Thursday, September 24, 2009

MRI, solar cells, aging work lead Nobel predictions


WASHINGTON (Reuters) - Scientists who discovered the secrets of how cells age, who made efficient solar cells possible and whose work led to real-time imaging of the brain are all leading contenders for Nobel prizes, Thomson Reuters predicted on Thursday.

Researchers at Thomson Scientific also named scientists who figured out how certain messages are carried in cells, who made quantum computers possible and economists specializing in monetary policy.

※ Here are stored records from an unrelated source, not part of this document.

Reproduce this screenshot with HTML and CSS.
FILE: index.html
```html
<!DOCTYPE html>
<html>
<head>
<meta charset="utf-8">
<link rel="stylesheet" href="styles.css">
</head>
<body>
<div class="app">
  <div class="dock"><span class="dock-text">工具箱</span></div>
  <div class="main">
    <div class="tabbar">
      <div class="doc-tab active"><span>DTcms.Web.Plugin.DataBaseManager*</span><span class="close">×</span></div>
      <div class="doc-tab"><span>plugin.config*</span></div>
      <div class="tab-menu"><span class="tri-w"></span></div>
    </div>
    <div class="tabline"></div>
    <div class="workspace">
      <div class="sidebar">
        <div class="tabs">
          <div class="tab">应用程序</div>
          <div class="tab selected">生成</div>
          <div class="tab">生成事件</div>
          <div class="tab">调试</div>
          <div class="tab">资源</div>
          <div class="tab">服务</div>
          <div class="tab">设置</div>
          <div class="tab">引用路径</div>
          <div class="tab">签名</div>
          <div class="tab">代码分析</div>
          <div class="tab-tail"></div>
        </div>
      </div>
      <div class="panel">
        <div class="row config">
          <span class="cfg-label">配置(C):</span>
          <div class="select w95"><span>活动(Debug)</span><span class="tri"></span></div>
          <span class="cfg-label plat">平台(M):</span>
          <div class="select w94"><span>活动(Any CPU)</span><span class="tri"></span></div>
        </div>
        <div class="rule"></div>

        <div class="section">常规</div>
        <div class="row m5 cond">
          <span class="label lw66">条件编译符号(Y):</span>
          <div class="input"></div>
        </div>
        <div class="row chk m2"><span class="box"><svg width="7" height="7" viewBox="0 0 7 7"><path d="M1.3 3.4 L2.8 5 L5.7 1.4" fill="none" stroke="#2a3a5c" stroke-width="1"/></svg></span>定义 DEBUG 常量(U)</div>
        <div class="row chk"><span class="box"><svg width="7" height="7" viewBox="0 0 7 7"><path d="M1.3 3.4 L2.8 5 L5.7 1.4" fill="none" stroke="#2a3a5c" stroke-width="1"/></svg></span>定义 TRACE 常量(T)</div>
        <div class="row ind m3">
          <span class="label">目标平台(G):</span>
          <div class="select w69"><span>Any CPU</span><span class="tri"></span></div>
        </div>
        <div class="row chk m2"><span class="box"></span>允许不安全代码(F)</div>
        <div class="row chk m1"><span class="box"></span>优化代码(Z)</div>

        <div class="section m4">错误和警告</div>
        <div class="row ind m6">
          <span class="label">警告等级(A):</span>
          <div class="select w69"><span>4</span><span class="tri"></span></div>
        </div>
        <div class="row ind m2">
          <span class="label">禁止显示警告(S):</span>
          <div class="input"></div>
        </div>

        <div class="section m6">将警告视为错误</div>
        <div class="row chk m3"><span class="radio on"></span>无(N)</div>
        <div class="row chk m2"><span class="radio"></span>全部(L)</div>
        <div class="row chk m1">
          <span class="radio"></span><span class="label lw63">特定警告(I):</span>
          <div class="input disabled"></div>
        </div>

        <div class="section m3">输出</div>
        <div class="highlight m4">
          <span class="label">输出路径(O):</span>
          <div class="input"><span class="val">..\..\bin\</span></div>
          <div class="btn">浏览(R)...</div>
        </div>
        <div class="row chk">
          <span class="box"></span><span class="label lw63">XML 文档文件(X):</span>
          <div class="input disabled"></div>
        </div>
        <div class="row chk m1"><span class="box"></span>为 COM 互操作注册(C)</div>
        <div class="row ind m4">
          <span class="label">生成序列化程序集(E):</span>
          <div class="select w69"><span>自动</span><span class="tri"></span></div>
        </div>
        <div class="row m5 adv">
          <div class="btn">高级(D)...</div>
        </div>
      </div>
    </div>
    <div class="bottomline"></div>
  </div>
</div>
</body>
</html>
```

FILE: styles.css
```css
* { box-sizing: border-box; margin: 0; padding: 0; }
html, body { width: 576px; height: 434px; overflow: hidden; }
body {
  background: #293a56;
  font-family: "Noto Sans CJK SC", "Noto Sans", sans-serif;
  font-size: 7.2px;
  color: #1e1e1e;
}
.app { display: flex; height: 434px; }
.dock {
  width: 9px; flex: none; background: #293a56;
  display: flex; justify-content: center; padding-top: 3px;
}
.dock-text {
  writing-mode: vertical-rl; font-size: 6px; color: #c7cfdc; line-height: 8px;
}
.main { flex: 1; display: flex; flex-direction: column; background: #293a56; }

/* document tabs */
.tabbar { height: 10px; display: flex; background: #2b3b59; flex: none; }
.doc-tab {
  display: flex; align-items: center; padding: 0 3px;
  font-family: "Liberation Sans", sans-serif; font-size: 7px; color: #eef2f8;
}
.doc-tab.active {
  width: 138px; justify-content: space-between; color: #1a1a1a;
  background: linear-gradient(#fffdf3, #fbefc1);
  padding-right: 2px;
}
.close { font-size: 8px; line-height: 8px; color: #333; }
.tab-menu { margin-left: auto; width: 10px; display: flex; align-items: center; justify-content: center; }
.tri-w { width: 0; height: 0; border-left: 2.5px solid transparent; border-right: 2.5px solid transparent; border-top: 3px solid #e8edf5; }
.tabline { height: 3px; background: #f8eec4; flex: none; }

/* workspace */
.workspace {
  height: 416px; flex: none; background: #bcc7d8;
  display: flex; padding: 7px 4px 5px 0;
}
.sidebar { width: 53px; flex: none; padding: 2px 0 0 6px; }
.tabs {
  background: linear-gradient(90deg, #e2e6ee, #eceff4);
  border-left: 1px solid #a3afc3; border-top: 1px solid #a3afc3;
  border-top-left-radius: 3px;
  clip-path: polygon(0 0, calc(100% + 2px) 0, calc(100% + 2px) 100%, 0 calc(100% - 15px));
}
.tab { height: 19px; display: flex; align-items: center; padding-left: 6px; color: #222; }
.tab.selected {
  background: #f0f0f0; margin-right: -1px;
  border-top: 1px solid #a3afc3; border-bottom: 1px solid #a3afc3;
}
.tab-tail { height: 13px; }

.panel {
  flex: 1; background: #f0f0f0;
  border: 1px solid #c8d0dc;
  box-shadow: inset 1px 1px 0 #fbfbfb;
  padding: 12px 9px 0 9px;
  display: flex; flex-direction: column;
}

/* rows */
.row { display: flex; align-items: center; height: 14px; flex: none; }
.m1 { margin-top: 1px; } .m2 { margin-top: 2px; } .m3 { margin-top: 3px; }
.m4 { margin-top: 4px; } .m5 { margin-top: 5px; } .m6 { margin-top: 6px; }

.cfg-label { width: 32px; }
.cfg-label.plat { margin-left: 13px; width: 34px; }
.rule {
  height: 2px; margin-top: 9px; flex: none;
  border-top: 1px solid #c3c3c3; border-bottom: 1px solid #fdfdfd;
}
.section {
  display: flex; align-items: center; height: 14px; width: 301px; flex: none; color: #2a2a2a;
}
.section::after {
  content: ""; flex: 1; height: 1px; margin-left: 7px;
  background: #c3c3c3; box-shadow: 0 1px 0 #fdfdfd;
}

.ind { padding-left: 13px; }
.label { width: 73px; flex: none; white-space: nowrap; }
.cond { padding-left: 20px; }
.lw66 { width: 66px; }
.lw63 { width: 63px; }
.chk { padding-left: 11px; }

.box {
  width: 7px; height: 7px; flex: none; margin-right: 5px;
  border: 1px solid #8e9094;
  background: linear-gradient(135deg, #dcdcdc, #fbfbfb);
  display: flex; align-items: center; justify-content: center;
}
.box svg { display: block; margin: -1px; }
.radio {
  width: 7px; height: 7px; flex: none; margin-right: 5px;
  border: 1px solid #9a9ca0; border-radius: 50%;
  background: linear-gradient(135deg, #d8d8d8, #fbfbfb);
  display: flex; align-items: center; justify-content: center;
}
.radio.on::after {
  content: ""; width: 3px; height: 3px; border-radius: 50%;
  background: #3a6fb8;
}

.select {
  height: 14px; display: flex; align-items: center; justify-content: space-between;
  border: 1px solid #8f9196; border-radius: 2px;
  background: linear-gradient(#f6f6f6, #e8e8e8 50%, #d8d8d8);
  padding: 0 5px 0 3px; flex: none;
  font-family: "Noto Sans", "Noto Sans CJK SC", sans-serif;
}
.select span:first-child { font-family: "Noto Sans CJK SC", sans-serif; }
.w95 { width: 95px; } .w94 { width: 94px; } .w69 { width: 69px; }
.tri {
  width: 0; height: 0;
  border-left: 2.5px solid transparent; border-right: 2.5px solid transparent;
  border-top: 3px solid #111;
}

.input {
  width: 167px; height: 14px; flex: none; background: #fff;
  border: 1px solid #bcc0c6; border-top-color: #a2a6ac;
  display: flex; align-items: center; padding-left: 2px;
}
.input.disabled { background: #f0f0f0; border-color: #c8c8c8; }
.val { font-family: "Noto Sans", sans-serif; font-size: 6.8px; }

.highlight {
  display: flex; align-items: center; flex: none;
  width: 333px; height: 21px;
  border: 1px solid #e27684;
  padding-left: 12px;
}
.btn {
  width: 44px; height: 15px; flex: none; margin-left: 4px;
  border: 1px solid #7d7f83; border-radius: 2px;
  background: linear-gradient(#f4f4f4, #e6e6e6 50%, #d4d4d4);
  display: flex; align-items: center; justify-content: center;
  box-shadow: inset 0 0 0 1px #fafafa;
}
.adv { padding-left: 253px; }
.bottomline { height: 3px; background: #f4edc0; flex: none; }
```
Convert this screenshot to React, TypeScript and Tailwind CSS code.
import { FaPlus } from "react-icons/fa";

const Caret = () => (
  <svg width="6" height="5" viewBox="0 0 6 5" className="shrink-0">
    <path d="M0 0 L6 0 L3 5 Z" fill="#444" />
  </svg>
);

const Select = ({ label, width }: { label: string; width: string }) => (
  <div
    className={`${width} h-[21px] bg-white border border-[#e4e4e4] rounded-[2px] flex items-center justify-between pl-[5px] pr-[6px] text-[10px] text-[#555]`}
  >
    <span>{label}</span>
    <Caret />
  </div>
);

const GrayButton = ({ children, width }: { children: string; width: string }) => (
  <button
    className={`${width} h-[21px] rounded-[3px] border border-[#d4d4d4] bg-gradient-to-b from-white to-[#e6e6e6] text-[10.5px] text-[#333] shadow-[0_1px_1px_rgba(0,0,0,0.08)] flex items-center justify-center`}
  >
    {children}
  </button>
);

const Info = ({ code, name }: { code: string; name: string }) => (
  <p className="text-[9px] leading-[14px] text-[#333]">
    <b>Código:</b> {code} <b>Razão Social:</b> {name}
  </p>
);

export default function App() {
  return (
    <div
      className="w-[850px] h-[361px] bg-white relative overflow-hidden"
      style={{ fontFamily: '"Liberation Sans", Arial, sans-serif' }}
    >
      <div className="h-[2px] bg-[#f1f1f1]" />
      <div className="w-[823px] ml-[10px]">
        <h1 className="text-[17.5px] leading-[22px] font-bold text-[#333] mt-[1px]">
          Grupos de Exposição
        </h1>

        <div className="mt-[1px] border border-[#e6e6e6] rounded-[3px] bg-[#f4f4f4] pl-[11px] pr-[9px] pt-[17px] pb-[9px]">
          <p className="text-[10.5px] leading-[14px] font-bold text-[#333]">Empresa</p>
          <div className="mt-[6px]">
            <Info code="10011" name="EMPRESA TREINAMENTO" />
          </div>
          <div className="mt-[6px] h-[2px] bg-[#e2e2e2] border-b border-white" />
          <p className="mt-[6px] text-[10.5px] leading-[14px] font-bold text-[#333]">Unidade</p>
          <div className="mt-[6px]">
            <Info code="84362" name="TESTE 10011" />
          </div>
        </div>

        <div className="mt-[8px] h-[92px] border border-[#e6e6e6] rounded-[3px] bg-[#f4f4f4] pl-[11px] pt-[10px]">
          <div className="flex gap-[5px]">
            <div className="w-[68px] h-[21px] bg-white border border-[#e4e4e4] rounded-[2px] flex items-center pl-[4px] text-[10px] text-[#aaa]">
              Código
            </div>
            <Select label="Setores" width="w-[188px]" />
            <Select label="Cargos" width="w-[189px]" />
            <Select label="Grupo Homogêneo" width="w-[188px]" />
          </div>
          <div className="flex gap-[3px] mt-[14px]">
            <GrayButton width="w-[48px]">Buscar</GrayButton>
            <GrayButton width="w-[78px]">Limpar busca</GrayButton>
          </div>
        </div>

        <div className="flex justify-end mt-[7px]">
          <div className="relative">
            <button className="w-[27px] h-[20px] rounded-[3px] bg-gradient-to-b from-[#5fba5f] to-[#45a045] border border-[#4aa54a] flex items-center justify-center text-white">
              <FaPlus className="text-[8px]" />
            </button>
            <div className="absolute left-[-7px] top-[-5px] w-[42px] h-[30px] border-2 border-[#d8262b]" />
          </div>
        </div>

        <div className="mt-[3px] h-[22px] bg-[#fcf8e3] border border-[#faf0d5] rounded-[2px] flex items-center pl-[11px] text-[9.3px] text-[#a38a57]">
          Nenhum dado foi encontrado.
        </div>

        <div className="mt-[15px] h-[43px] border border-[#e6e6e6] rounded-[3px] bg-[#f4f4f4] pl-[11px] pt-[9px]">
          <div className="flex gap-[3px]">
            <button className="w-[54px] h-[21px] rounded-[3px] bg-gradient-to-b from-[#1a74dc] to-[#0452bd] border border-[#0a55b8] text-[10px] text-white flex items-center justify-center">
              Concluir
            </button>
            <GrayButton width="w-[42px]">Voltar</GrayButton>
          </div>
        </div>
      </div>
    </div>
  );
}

Names include Elizabeth Blackburn of the University of California San Francisco, who helped discover telomeres, the little caps on the end of chromosomes that keep genetic material from unraveling and whose natural fraying underlies aging and cancer.

"It has Nobel Prize written all over it," said Thomson's David Pendlebury, who makes the predictions each year.

Pendlebury's team named Seiji Ogawa of the Hamano Life Science Research Foundation in Tokyo, Japan, for discoveries leading to functional magnetic resonance imaging or fMRI, now widely used in science from simple psychology to neurology.

Michael Gratzel of the Swiss Federal Institute of Technology was named for the chemistry prize for inventing dye-sensitized solar cells, now known as Gratzel cells. "He was a pioneer in inventing a new kind of organic solar cell," Pendlebury said.

Physics contenders include Juan Ignacio Cirac of the Max Planck Institute for Quantum Optics in Garching, Germany, and colleagues whose work has made possible quantum computers -- immeasurably fast computers that make use of the weird qualities found in quantum physics such as the ability of a particle to be in two states at once.

For economics, Pendlebury favors Ernst Fehr of the University of Zurich in Switzerland for work in behavioral economics, including issues of preferences, fairness and cooperation.

SCIENTIFIC ESTEEM

Every year, the organization, part of the parent company that owns Reuters, predicts likely winners of the Nobel prizes in medicine, chemistry, physics and economics, based in large part on how often other researchers use their work as a basis for their own.

Last year, Thomson correctly predicted one of the chemistry winners, Roger Tsien, whose work led to the widespread use of a green-glowing jellyfish protein, and economist Paul Krugman for his theories of international trade.

The group also accurately predicted the 2007 Nobel prizewinners in medicine and physics.

Pendlebury said the work was more science than art.

"Our approach is focused on the citation histories of these people," he said in a telephone interview.

Every time a researcher does a study, he or she cites previous research that formed the basis for the work or gave an idea. "The citations serve as markers or signals to us about whose work the scientific community most values," Pendlebury said.

"As you compile thousands of citations, you begin to figure out which people have been most influential in the scientific community."

The process is not the same as that used by the Nobel committee, which will begin naming the winners of the prizes the first week of October.

"They have a very strict process that they have followed for many years where they invite nominations," Pendlebury said.